Por sua vez, Chauvin resumiu a trajetória, a obra e o pensamento de Albert Camus (1913-1960), autor de A peste, com vistas a sugerir que o filósofo, escritor e jornalista argelino teria se posicionado de modo ambíguo em relação ao seu país de origem, despertando a reação de antigos amigos franceses – a exemplo de Jean Paul Sartre, que condenava as ressalvas de Camus em relação a propostas de rupturas políticas mais radicais. O romance foi publicado em 1947, oito anos após a mudança do escritor para aquele país, onde atuou em periódicos de orientação progressista, a exemplo do Le Combat.

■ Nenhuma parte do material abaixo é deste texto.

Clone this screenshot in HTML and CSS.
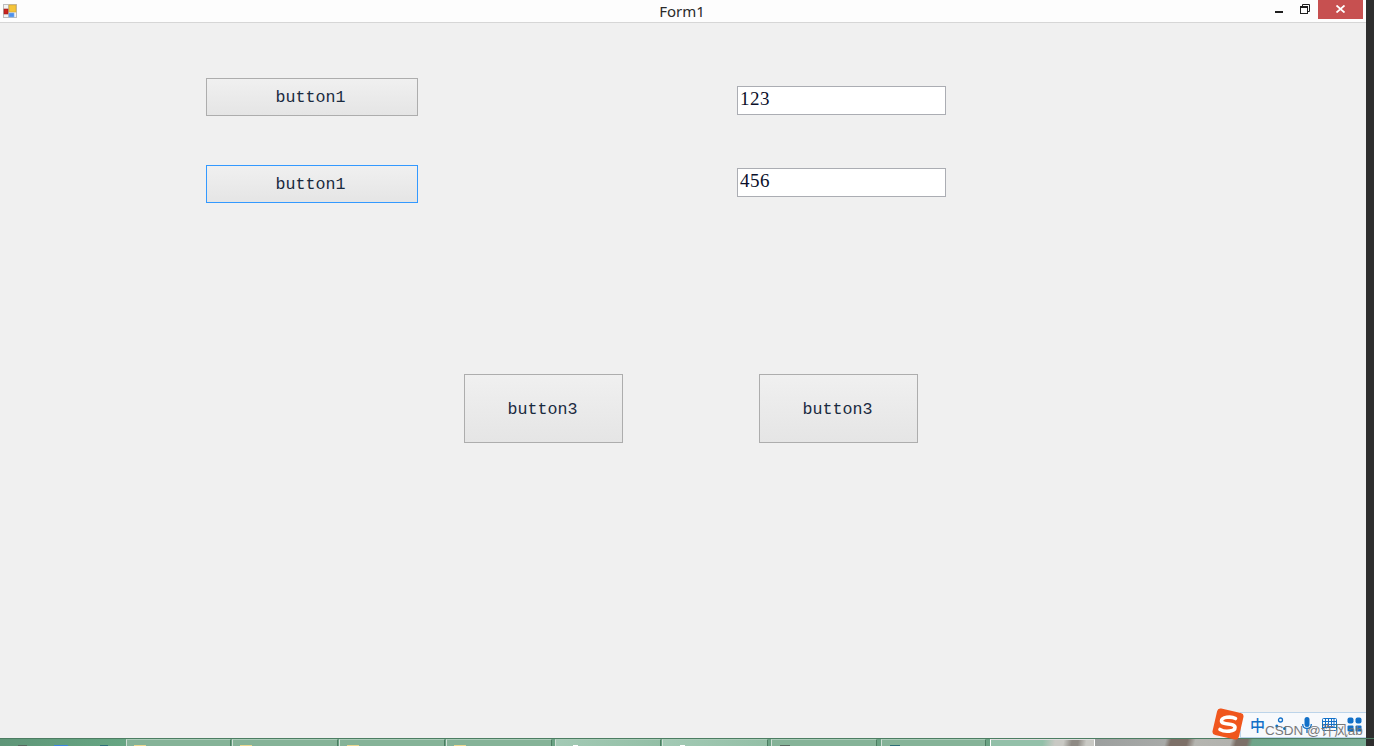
FILE: index.html
```html
<!DOCTYPE html>
<html lang="zh">
<head>
<meta charset="utf-8">
<title>Form1</title>
<link rel="stylesheet" href="styles.css">
</head>
<body>
<div class="screen">
  <div class="main">
    <div class="window">
      <header class="titlebar">
        <svg class="app-icon" width="14" height="14" viewBox="0 0 14 14">
          <rect width="14" height="14" fill="#f2f2f2"/>
          <path d="M0.5 0V14M5.5 0V14M13.5 0V14M0 0.5H14M0 13.5H14" stroke="#bdbdbd" fill="none"/>
          <rect x="6" y="1" width="7" height="7" fill="#f5c53a" stroke="#d8a838" stroke-width="0.7"/>
          <rect x="1" y="5" width="4" height="5" fill="#cc221c" stroke="#96201a" stroke-width="0.6"/>
          <rect x="6" y="9" width="5" height="4" fill="#4f90ea" stroke="#7aaef0" stroke-width="0.6"/>
        </svg>
        <span class="title">Form1</span>
        <div class="controls">
          <span class="ctl"><svg width="9" height="9" viewBox="0 0 9 9"><rect x="0" y="7" width="8" height="2" fill="#1e1e1e"/></svg></span>
          <span class="ctl"><svg width="10" height="10" viewBox="0 0 10 10" fill="none" stroke="#1e1e1e"><path d="M2.5 2V0.5H9.5V7.5H8"/><rect x="0.5" y="2.5" width="7" height="7"/><path d="M1 3.5H7"/></svg></span>
          <span class="ctl close"><svg width="9" height="8" viewBox="0 0 9 8" fill="none" stroke="#fff" stroke-width="1.8"><path d="M0.5 0.5L8.5 7.5M8.5 0.5L0.5 7.5"/></svg></span>
        </div>
      </header>
      <main class="form">
        <div class="top-row">
          <div class="button-col">
            <button class="win-btn wide">button1</button>
            <button class="win-btn wide focused">button1</button>
          </div>
          <div class="input-col">
            <div class="win-input first">123</div>
            <div class="win-input">456</div>
          </div>
        </div>
        <div class="bottom-row">
          <button class="win-btn big">button3</button>
          <button class="win-btn big">button3</button>
        </div>
      </main>
    </div>
    <div class="edge"></div>
  </div>
  <footer class="taskbar">
    <div class="start">
      <i class="tray gray"></i><i class="tray blue"></i><i class="tray teal"></i>
    </div>
    <div class="task w105"><i class="folder"></i></div>
    <div class="task w106"><i class="folder"></i></div>
    <div class="task w106"><i class="folder"></i></div>
    <div class="task w106"><i class="folder"></i></div>
    <div class="task w106 light gap3"><i class="doc"></i></div>
    <div class="task w106 light"><i class="doc"></i></div>
    <div class="task w106 gap3"><i class="mark"></i></div>
    <div class="task w105 gap4"><i class="mark teal-mark"></i></div>
    <div class="task w105 active gap4"></div>
    <div class="wallpaper"></div>
    <div class="edge"></div>
  </footer>
  <div class="ime">
    <svg class="ime-logo" width="32" height="32" viewBox="0 0 32 32">
      <rect x="2.5" y="2.5" width="27" height="27" rx="3.5" fill="#f0561d" transform="rotate(13 16 16)"/>
      <path d="M23.5 10.5C19 8 9.5 9 9.5 13C9.5 17.5 23 14.5 23 19.5C23 23.5 13 24.5 8 21.5" fill="none" stroke="#fff" stroke-width="3.6" stroke-linecap="round"/>
    </svg>
    <div class="ime-bar">
      <span class="ime-zh">中</span>
      <svg class="ime-dots" width="12" height="15" viewBox="0 0 12 15" fill="#1270c8"><circle cx="5.5" cy="3" r="2" fill="none" stroke="#1270c8" stroke-width="1.3"/><circle cx="1.8" cy="9" r="1.5"/><circle cx="9.5" cy="11.5" r="1.5"/></svg>
      <svg class="ime-mic" width="10" height="16" viewBox="0 0 10 16"><rect x="2.5" y="0" width="5" height="10" rx="2.5" fill="#1270c8"/><path d="M0.7 7C0.7 13 9.3 13 9.3 7M5 12V16" fill="none" stroke="#1270c8" stroke-width="1.3"/></svg>
      <svg width="15" height="13" viewBox="0 0 15 13" fill="none" stroke="#1270c8"><rect x="0.5" y="0.5" width="14" height="12" rx="1"/><path d="M0.5 3.5H14.5M0.5 6.5H14.5M0.5 9.5H14.5M3.5 0.5V9.5M6.5 0.5V9.5M9.5 0.5V9.5M12 0.5V9.5"/></svg>
      <svg width="15" height="15" viewBox="0 0 15 15" fill="#1270c8"><rect x="0.5" y="0.5" width="6" height="6" rx="2"/><rect x="8.5" y="0.5" width="6" height="6" rx="2"/><rect x="0.5" y="8.5" width="6" height="6" rx="1"/><rect x="8.5" y="8.5" width="6" height="6" rx="1"/></svg>
    </div>
    <span class="watermark">CSDN @许风ab</span>
  </div>
</div>
</body>
</html>
```
FILE: styles.css
```css
* { box-sizing: border-box; }
html, body { margin: 0; padding: 0; }
body { overflow: hidden; background: #f0f0f0; }

.screen {
  position: relative;
  width: 1374px;
  height: 746px;
  display: flex;
  flex-direction: column;
  overflow: hidden;
}

.main { flex: 1; display: flex; min-height: 0; }
.window { flex: 1; display: flex; flex-direction: column; min-width: 0; }
.edge { width: 8px; flex: none; background: #2e2e2e; }

.titlebar {
  position: relative;
  height: 23px;
  flex: none;
  display: flex;
  align-items: flex-start;
  background: #fdfdfd;
  border-bottom: 1px solid #d6d6d6;
}
.app-icon { margin: 4px 0 0 3px; }
.title {
  position: absolute;
  left: 0;
  right: 0;
  top: 1px;
  padding-right: 2px;
  text-align: center;
  font: 15px/20px "Noto Sans", sans-serif;
  color: #2a2a2a;
}
.controls { position: absolute; right: 3px; top: 0; display: flex; }
.ctl {
  width: 26px;
  height: 19px;
  display: flex;
  align-items: flex-start;
  justify-content: center;
  padding-top: 4px;
}
.ctl.close { width: 45px; background: #c75050; padding-top: 5px; }

.form { flex: 1; background: #f0f0f0; padding-top: 55px; }
.top-row { display: flex; padding-left: 206px; }
.button-col { width: 212px; display: flex; flex-direction: column; gap: 49px; }
.input-col { width: 209px; margin-left: 319px; padding-top: 8px; }

.win-btn {
  display: block;
  border: 1px solid #adadad;
  background: linear-gradient(#f0f0f0, #e5e5e5);
  font: 16.67px/1 "Liberation Mono", monospace;
  color: #1a2a40;
  text-align: center;
}
.wide { width: 212px; height: 38px; padding: 2px 3px 0 0; }
.focused { border-color: #3399ff; }
.big { width: 159px; height: 69px; padding: 3px 2px 0 0; }

.win-input {
  width: 209px;
  height: 29px;
  border: 1px solid #abadb3;
  background: #fff;
  padding: 0 0 0 2px;
  font: 19px/23px "Liberation Serif", serif;
  letter-spacing: 0.5px;
  color: #0a0f2a;
}
.win-input.first { margin-bottom: 53px; }

.bottom-row { display: flex; gap: 136px; padding-left: 464px; margin-top: 171px; }

.taskbar {
  flex: none;
  height: 8px;
  display: flex;
  background: #6aa283;
  border-top: 1px solid #4c7d62;
}
.start {
  position: relative;
  width: 125px;
  background: linear-gradient(90deg, #5f9678, #66a683);
}
.tray { position: absolute; bottom: 0; height: 1px; }
.tray.gray { left: 18px; width: 9px; background: #55695f; }
.tray.blue { left: 54px; width: 14px; background: #3c86e0; }
.tray.teal { left: 100px; width: 8px; background: #2f6f78; }

.task {
  position: relative;
  flex: none;
  border-left: 1px solid #cfe0d6;
  border-right: 1px solid #4c7d62;
  border-top: 1px solid #a9cbb7;
  margin-left: 1px;
  background: #85b398;
}
.w105 { width: 105px; }
.w106 { width: 106px; }
.gap3 { margin-left: 3px; }
.gap4 { margin-left: 4px; }
.task.light { background: linear-gradient(90deg, #a3cab5, #93bfa6); }
.task.active {
  border-left: 1px solid #fff;
  border-right: 1px solid #fff;
  border-top: 1px solid #ddd;
  background: linear-gradient(100deg, #93c0a9 50%, #c9c9c4 62%, #c9c9c4 70%, #8e8a84 78%, #8e8a84 84%, #c9c9c4 92%);
}
.folder, .doc, .mark { position: absolute; bottom: 0; height: 1px; }
.folder { left: 7px; width: 12px; background: #ecd88f; }
.doc { left: 17px; width: 5px; background: #fff; }
.mark { left: 8px; width: 10px; background: #5a6b62; }
.mark.teal-mark { background: #2f6f78; }
.wallpaper {
  flex: 1;
  background: linear-gradient(105deg, #9c9f9e 0, #a8aaa8 26%, #7d7068 28%, #7d7068 34%, #b5b5b0 37%, #b2b2ae 50%, #7d7068 52%, #7d7068 56%, #6fa58a 58%, #78ab92 100%);
}

.ime { position: absolute; left: 1210px; top: 706px; width: 156px; height: 34px; }
.ime-logo { position: absolute; left: 2px; top: 2px; z-index: 1; }
.ime-bar {
  position: absolute;
  left: 30px;
  top: 6px;
  width: 126px;
  height: 26px;
  display: flex;
  align-items: center;
  gap: 10px;
  padding: 0 0 1px 9px;
  background: #f7f9fc;
  border: 1px solid #bcd4ea;
  border-right: 0;
}
.ime-zh { font: 500 15px/1 "Noto Sans CJK SC", sans-serif; color: #1270c8; }
.ime-mic { margin-left: 5px; }
.watermark {
  position: absolute;
  left: 55px;
  top: 16px;
  white-space: nowrap;
  font: 13.5px/17px "Liberation Sans", "Noto Sans CJK SC", sans-serif;
  color: #77787a;
  z-index: 2;
}
```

Ao final do debate estava prevista a exibição do clássico A batalha de Argel, filme de 1966 que retrata o drama da revolução de independência da Argélia contra as tropas colonialistas francesas. As ações pela liberdade imediata de Luísa Hanoune e dos demais presos políticos do país motivaram os presentes a continuarem e desdobrarem estas questões em novas ações em defesa da liberdade e democracia na Argélia de hoje, na necessidade de se seguir refletindo sobre sua história, sua cultura e o papel do seu povo nos desdobramentos do mundo contemporâneo.